I'd like to comment on this article, as I was a parent at the Woodside Elementary School during the years being investigated.
I do not know if Mr. Hanretty is guilty or not, but I can share my experiences as a parent there.

First, Mr. Hanretty came to Woodside School I believe originally as a the person to run the IT of the school. He was (is) young, professional and interestingly (to many of us parents) always wore a coat and tie. WES is typically a pretty casual place. He then made a metoric rise quickly through the ranks with promotions. (Inside joke was it was because of the coat and tie. Nobody (parents)really knew anything about him.)

Throughout his tenure, once his status elevated to a certain level, he was part of the WES board and attended all the meetings.

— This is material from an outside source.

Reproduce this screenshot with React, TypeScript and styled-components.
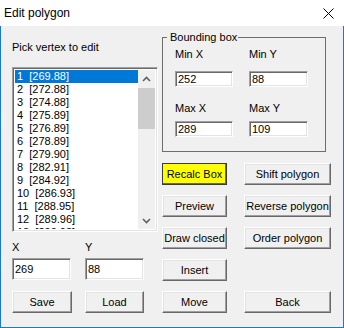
import React from 'react';
import styled, { createGlobalStyle } from 'styled-components';

const GlobalStyle = createGlobalStyle`
  html, body { margin: 0; padding: 0; background: #ffffff; }
  body { font-family: 'Liberation Sans', Arial, sans-serif; font-size: 11px; font-weight: 400; color: #000; }
`;

const Window = styled.div`
  width: 344px;
  height: 328px;
  display: flex;
  flex-direction: column;
  background: #f0f0f0;
`;

const TitleBar = styled.div`
  height: 26px;
  flex: none;
  display: flex;
  align-items: center;
  justify-content: space-between;
  background: #ffffff;
  padding: 0 10px 0 4px;
  font-size: 12px;
  line-height: 26px;
`;

const CloseIcon = () => (
  <svg width="11" height="11" viewBox="0 0 11 11">
    <path d="M0.5 0.5 L10.5 10.5 M10.5 0.5 L0.5 10.5" stroke="#000" strokeWidth="1" />
  </svg>
);

const Body = styled.div`
  flex: 1;
  display: flex;
  gap: 4px;
  padding: 0 12px 0 11px;
  border: 1px solid #1979d2;
  border-top: none;
`;

const LeftColumn = styled.div`
  width: 146px;
  display: flex;
  flex-direction: column;
`;

const Caption = styled.div`
  line-height: 13px;
  margin: 15px 0 13px;
`;

const sunken = `
  box-sizing: border-box;
  border: 1px solid;
  border-color: #a0a0a0 #ffffff #ffffff #a0a0a0;
  box-shadow: inset 1px 1px #696969, inset -1px -1px #e3e3e3;
`;

const ListBox = styled.div`
  ${sunken}
  height: 165px;
  padding: 2px;
  background: #ffffff;
  display: flex;
  overflow: hidden;
`;

const Items = styled.div`
  flex: 1;
  overflow: hidden;
`;

const Item = styled.div<{ $selected?: boolean }>`
  height: 13px;
  line-height: 13px;
  padding-left: 2px;
  white-space: pre;
  background: ${(p) => (p.$selected ? '#0078d7' : 'transparent')};
  color: ${(p) => (p.$selected ? '#ffffff' : '#000000')};
`;

const ScrollBar = styled.div`
  width: 17px;
  display: flex;
  flex-direction: column;
  background: #f0f0f0;
`;

const ScrollArrow = styled.div`
  height: 17px;
  flex: none;
  display: flex;
  align-items: center;
  justify-content: center;
`;

const ScrollThumb = styled.div`
  height: 41px;
  margin-top: 1px;
  background: #cdcdcd;
`;

const ScrollTrack = styled.div`
  flex: 1;
`;

const Chevron = ({ down }: { down?: boolean }) => (
  <svg width="9" height="6" viewBox="0 0 9 6">
    <path
      d={down ? 'M1 1 L4.5 4.5 L8 1' : 'M1 5 L4.5 1.5 L8 5'}
      fill="none"
      stroke="#606060"
      strokeWidth="1.6"
    />
  </svg>
);

const FieldGrid = styled.div`
  display: grid;
  grid-template-columns: 60px 59px;
  column-gap: 13px;
  margin-top: 9px;
`;

const Label = styled.div<{ $mt?: number }>`
  line-height: 13px;
  margin-top: ${(p) => p.$mt ?? 0}px;
`;

const Edit = styled.input<{ $h: number; $w: number; $mt?: number }>`
  ${sunken}
  width: ${(p) => p.$w}px;
  height: ${(p) => p.$h}px;
  margin: ${(p) => p.$mt ?? 0}px 0 0;
  padding: 0 2px;
  background: #ffffff;
  font-family: 'Liberation Sans', Arial, sans-serif;
  font-size: 11px;
  font-weight: 400;
  color: #000;
  outline: none;
`;

const Button = styled.button<{ $yellow?: boolean; $w?: number; $mt?: number }>`
  box-sizing: border-box;
  height: 22px;
  width: ${(p) => (p.$w ? `${p.$w}px` : 'auto')};
  margin: ${(p) => p.$mt ?? 0}px 0 0;
  padding: 0;
  font-family: 'Liberation Sans', Arial, sans-serif;
  font-size: 11px;
  font-weight: 400;
  color: #000;
  white-space: nowrap;
  background: ${(p) => (p.$yellow ? '#ffff00' : '#f0f0f0')};
  border: 1px solid;
  border-color: ${(p) => (p.$yellow ? '#3c3c3c' : '#ffffff #696969 #696969 #ffffff')};
  box-shadow: ${(p) =>
    p.$yellow ? 'inset -1px -1px #696969' : 'inset -1px -1px #a0a0a0, inset 1px 1px #e3e3e3'};
`;

const RightColumn = styled.div`
  width: 169px;
  display: flex;
  flex-direction: column;
  padding-top: 11px;
`;

const GroupBox = styled.div`
  position: relative;
  box-sizing: border-box;
  width: 164px;
  height: 115px;
  border: 1px solid #6d6d6d;
  padding: 10px 0 0 12px;
  display: grid;
  grid-template-columns: 58px 58px;
  grid-template-rows: 13px 16px 13px 16px;
  column-gap: 16px;
`;

const GroupTitle = styled.span`
  position: absolute;
  top: -7px;
  left: 4px;
  padding: 0 1px 0 3px;
  line-height: 13px;
  background: #f0f0f0;
`;

const ButtonGrid = styled.div`
  margin-top: 11px;
  display: grid;
  grid-template-columns: 65px 87px;
  grid-auto-rows: 22px;
  column-gap: 17px;
  row-gap: 10px;
`;

const vertices = [
  '1  [269.88]',
  '2  [272.88]',
  '3  [274.88]',
  '4  [275.89]',
  '5  [276.89]',
  '6  [278.89]',
  '7  [279.90]',
  '8  [282.91]',
  '9  [284.92]',
  '10  [286.93]',
  '11  [288.95]',
  '12  [289.96]',
  '13  [290.98]',
];

export default function App() {
  return (
    <>
      <GlobalStyle />
      <Window>
        <TitleBar>
          <span>Edit polygon</span>
          <CloseIcon />
        </TitleBar>
        <Body>
          <LeftColumn>
            <Caption>Pick vertex to edit</Caption>
            <ListBox>
              <Items>
                {vertices.map((v, i) => (
                  <Item key={v} $selected={i === 0}>{v}</Item>
                ))}
              </Items>
              <ScrollBar>
                <ScrollArrow><Chevron /></ScrollArrow>
                <ScrollThumb />
                <ScrollTrack />
                <ScrollArrow><Chevron down /></ScrollArrow>
              </ScrollBar>
            </ListBox>
            <FieldGrid>
              <Label>X</Label>
              <Label>Y</Label>
              <Edit $w={59} $h={22} $mt={4} defaultValue="269" />
              <Edit $w={59} $h={22} $mt={4} defaultValue="88" />
              <Button $w={60} $mt={11}>Save</Button>
              <Button $w={59} $mt={11}>Load</Button>
            </FieldGrid>
          </LeftColumn>
          <RightColumn>
            <GroupBox>
              <GroupTitle>Bounding box</GroupTitle>
              <Label>Min X</Label>
              <Label>Min Y</Label>
              <Edit $w={58} $h={16} $mt={10} defaultValue="252" />
              <Edit $w={59} $h={16} $mt={10} defaultValue="88" />
              <Label $mt={25}>Max X</Label>
              <Label $mt={25}>Max Y</Label>
              <Edit $w={58} $h={16} $mt={31} defaultValue="289" />
              <Edit $w={59} $h={16} $mt={31} defaultValue="109" />
            </GroupBox>
            <ButtonGrid>
              <Button $yellow>Recalc Box</Button>
              <Button>Shift polygon</Button>
              <Button>Preview</Button>
              <Button>Reverse polygon</Button>
              <Button>Draw closed</Button>
              <Button>Order polygon</Button>
              <Button>Insert</Button>
              <span />
              <Button>Move</Button>
              <Button>Back</Button>
            </ButtonGrid>
          </RightColumn>
        </Body>
      </Window>
    </>
  );
}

As a parent, my fellow parents and I had concerns about issues at the school (nothing related to this one - we didn't know about it) and would try to go to the board meetings. Our experience with attending board meetings to listen and to have a voice was not positive. The board was completely adverse to parental input and clearly uncomfortable when we attended. There is always a small time slot in the beginning of the meetings for comments from the public but it was unjust as we never had enough time alloted. (The agendas stated 15 minutes, but usually we were only given 5, hence stifling any opportunity for open discussion.)

What happened at the meetings is the last part (and clearly stated on the agendas) was not open for public attendance. So the board meetings would go at max 15 minutes and then kick out the "public" for the rest of the meeting. The meetings lasted at minimum an hour.

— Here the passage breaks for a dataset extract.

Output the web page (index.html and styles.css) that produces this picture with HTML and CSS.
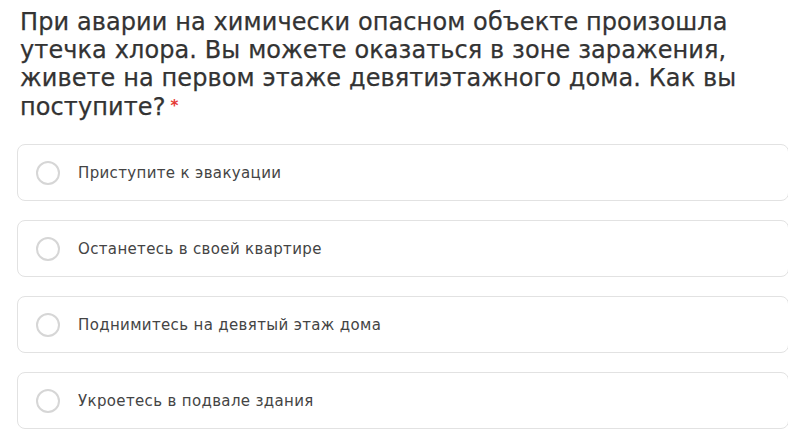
FILE: index.html
```html
<!DOCTYPE html>
<html lang="ru">
<head>
<meta charset="utf-8">
<link rel="stylesheet" href="styles.css">
</head>
<body>
<div class="question">
  <div class="title">При аварии на химически опасном объекте произошла<br>утечка хлора. Вы можете оказаться в зоне заражения,<br>живете на первом этаже девятиэтажного дома. Как вы<br>поступите?<span class="req">*</span></div>
  <div class="options">
    <label class="option"><span class="radio"></span><span class="label">Приступите к эвакуации</span></label>
    <label class="option"><span class="radio"></span><span class="label">Останетесь в своей квартире</span></label>
    <label class="option"><span class="radio"></span><span class="label">Поднимитесь на девятый этаж дома</span></label>
    <label class="option"><span class="radio"></span><span class="label">Укроетесь в подвале здания</span></label>
  </div>
</div>
</body>
</html>
```
FILE: styles.css
```css
html, body {
  margin: 0;
  padding: 0;
  background: #fff;
}
body {
  font-family: "DejaVu Sans", "Noto Sans", sans-serif;
  color: #3a3a3a;
  overflow: hidden;
}
.question {
  padding: 8px 0 0 17px;
}
.title {
  padding-left: 3px;
  font-size: 24px;
  line-height: 28px;
  font-weight: normal;
  letter-spacing: 0.1px;
  color: #333;
  white-space: nowrap;
  -webkit-text-stroke: 0.25px #333;
}
.req {
  color: #e53935;
  font-size: 15px;
  font-weight: bold;
  margin-left: 5px;
  vertical-align: 4px;
  -webkit-text-stroke: 0;
}
.options {
  margin-top: 23px;
  display: flex;
  flex-direction: column;
  gap: 19px;
}
.option {
  display: flex;
  align-items: center;
  height: 55px;
  border: 1px solid #e2e2e2;
  border-radius: 8px;
  width: 770px;
  box-sizing: content-box;
}
.radio {
  width: 20px;
  height: 20px;
  border: 2px solid #d6d6d6;
  border-radius: 50%;
  margin-left: 18px;
  flex: none;
}
.label {
  margin-left: 18px;
  font-size: 15px;
  letter-spacing: 0.35px;
  color: #444;
}
```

There was no transparency. A small number of people are making all the decisions regarding every aspect of the school.

The only exception I can remember, is when the board had decided to install 2 artificial turf fields. This created concerns but the board had made the decisions and wouldn't yield. So some parents then went online and started a petition to halt the fields for discussion. The petition had a significant number of people in support and was taken to a board meeting that was happening that week. To ensure that the board address the petition, the Almanac was notified of the meeting and the petition. The Almanac sent a reporter to the meeting and wrote about it. If the Almanac hadn't been present with the parents, we don't believe the board would have considered it. As a result a compromise was struck. One field was done in turf, the other left grass.

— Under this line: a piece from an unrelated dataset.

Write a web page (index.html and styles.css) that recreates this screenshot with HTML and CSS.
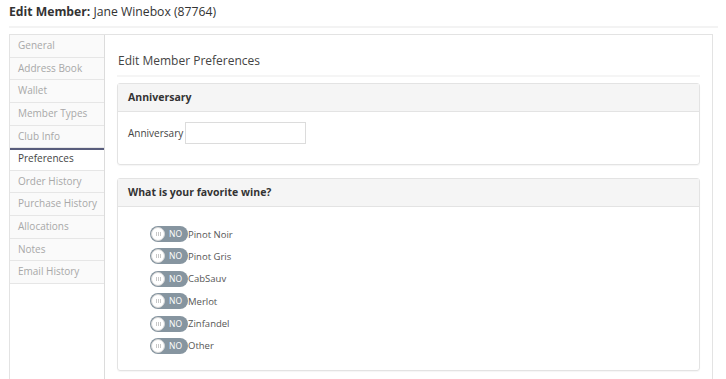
FILE: index.html
```html
<!DOCTYPE html>
<html>
<head>
<meta charset="utf-8">
<link rel="stylesheet" href="styles.css">
</head>
<body>
<div class="page">
  <h1 class="title"><b>Edit Member:</b> Jane Winebox (87764)</h1>
  <div class="frame">
    <ul class="nav">
      <li>General</li>
      <li>Address Book</li>
      <li>Wallet</li>
      <li>Member Types</li>
      <li>Club Info</li>
      <li class="active">Preferences</li>
      <li>Order History</li>
      <li>Purchase History</li>
      <li>Allocations</li>
      <li>Notes</li>
      <li>Email History</li>
    </ul>
    <div class="content">
      <h2 class="heading">Edit Member Preferences</h2>
      <div class="panel">
        <div class="panel-head">Anniversary</div>
        <div class="panel-body body-anniv">
          <label class="field-label">Anniversary</label>
          <input class="field" type="text">
        </div>
      </div>
      <div class="panel">
        <div class="panel-head">What is your favorite wine?</div>
        <div class="panel-body body-wine">
          <div class="opt"><span class="toggle"><span class="knob"><i></i><i></i><i></i></span><span class="no">NO</span></span><span class="opt-label">Pinot Noir</span></div>
          <div class="opt"><span class="toggle"><span class="knob"><i></i><i></i><i></i></span><span class="no">NO</span></span><span class="opt-label">Pinot Gris</span></div>
          <div class="opt"><span class="toggle"><span class="knob"><i></i><i></i><i></i></span><span class="no">NO</span></span><span class="opt-label">CabSauv</span></div>
          <div class="opt"><span class="toggle"><span class="knob"><i></i><i></i><i></i></span><span class="no">NO</span></span><span class="opt-label">Merlot</span></div>
          <div class="opt"><span class="toggle"><span class="knob"><i></i><i></i><i></i></span><span class="no">NO</span></span><span class="opt-label">Zinfandel</span></div>
          <div class="opt"><span class="toggle"><span class="knob"><i></i><i></i><i></i></span><span class="no">NO</span></span><span class="opt-label">Other</span></div>
        </div>
      </div>
    </div>
  </div>
</div>
</body>
</html>
```
FILE: styles.css
```css
html, body {
  margin: 0;
  padding: 0;
  background: #fff;
  font-family: "Open Sans", "Liberation Sans", sans-serif;
  color: #333;
}
.page {
  padding: 3px 13px 0 9px;
}
.title {
  margin: 0 -5px 0 0;
  font-size: 12.2px;
  font-weight: 400;
  line-height: 18px;
  color: #333;
  padding-bottom: 5px;
  border-bottom: 2px solid #f3f3f3;
}
.title b {
  font-weight: 700;
}
.frame {
  margin-top: 6px;
  display: flex;
  border: 1px solid #e3e3e3;
  border-bottom: none;
  height: 400px;
}
.nav {
  list-style: none;
  margin: 0;
  padding: 0;
  width: 94px;
  border-right: 1px solid #dcdcdc;
  flex-shrink: 0;
}
.nav li {
  font-size: 10px;
  color: #a8a8a8;
  height: 21.65px;
  line-height: 21.65px;
  padding-left: 8px;
  background: #fafafa;
  border-bottom: 1px solid #e6e6e6;
  white-space: nowrap;
}
.nav li.active {
  background: #fff;
  color: #444;
  box-shadow: inset 0 2px 0 #585c7c;
}
.content {
  flex: 1;
  padding: 0 12px 0 12px;
}
.heading {
  margin: 0;
  font-size: 12px;
  font-weight: 400;
  color: #444;
  padding: 17px 0 5px 1px;
  line-height: 18px;
  border-bottom: 2px solid #f5f5f5;
}
.panel {
  margin-top: 6px;
  border: 1px solid #e3e3e3;
  border-radius: 3px;
  box-shadow: 0 1px 1px rgba(0,0,0,0.04);
}
.panel + .panel {
  margin-top: 13px;
}
.panel-head {
  background: #f5f5f5;
  border-bottom: 1px solid #e3e3e3;
  height: 27px;
  line-height: 27px;
  padding-left: 10px;
  font-size: 10.5px;
  font-weight: 700;
  color: #333;
}
.body-anniv {
  display: flex;
  align-items: center;
  gap: 2px;
  padding: 10px 10px 20px 10px;
}
.field-label {
  font-size: 10px;
  color: #444;
}
.field {
  width: 117px;
  height: 18px;
  border: 1px solid #dcdcdc;
  padding: 1px;
  margin: 0;
  box-sizing: content-box;
}
.body-wine {
  padding: 19px 10px 16px 32px;
  display: flex;
  flex-direction: column;
  gap: 6.4px;
}
.opt {
  display: flex;
  align-items: center;
  height: 16px;
}
.toggle {
  display: inline-flex;
  align-items: center;
  width: 38px;
  height: 16px;
  border-radius: 8px;
  background: #8695a0;
  box-sizing: border-box;
  padding-left: 1px;
}
.knob {
  width: 14px;
  height: 14px;
  border-radius: 50%;
  background: #fff;
  display: flex;
  align-items: center;
  justify-content: center;
  gap: 1px;
  box-sizing: border-box;
  border: 1px solid #d4d4d4;
}
.knob i {
  display: block;
  width: 1px;
  height: 4px;
  background: #c8c8c8;
}
.no {
  font-size: 8.5px;
  color: #fff;
  margin-left: 4px;
  line-height: 16px;
}
.opt-label {
  font-size: 9.5px;
  color: #555;
  margin-left: 0;
}
```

Due to the lack of transparency at the Woodside Elementary School board meetings, there is no way for us to know how decisions are made and where money is going. Only the board members know where that money went. If they don't, than they weren't doing their job. They kept the rest of us in the dark.


Susan Smith
Woodside: other
on May 23, 2012 at 4:02 pm
Susan Smith, Woodside: other
on May 23, 2012 at 4:02 pm

WES Parent: you are so correct. AT the Town of Woodside and County level the meetings are exactly the same. For example, Never was there time for the public to comment on the $3.5 million liver transplant the residents of San Mateo County had to pay out (after approval of the County BoS)for for an individual with over $100K in 401k monies...oh no, no time for public input because the issue was shoved to the back of the agenda in the sneaky way people do these things.....) this happens all the time. Thanks for pointing it out: this is our money and these people are elected by us: lets have some sunshine and transparency in public dealings, please, and better attendance which is encourages. Additionally, holding meetings at hours working people can not attend is eggregious, as well..


Matt R.
Woodside: Skywood/Skylonda
on May 26, 2012 at 9:32 am
Matt R., Woodside: Skywood/Skylonda
on May 26, 2012 at 9:32 am

It might or might not be a conflict of interest. I would hope that there were competitive bidding on these large projects. If the awards were granted based on an open bid process, that's fine. But if not....

I've been trying to dig into PVSD expenditures, and I'm finding it difficult, at best. While there is lots of paper out there for review, there is litte detail (for PVSD) by project.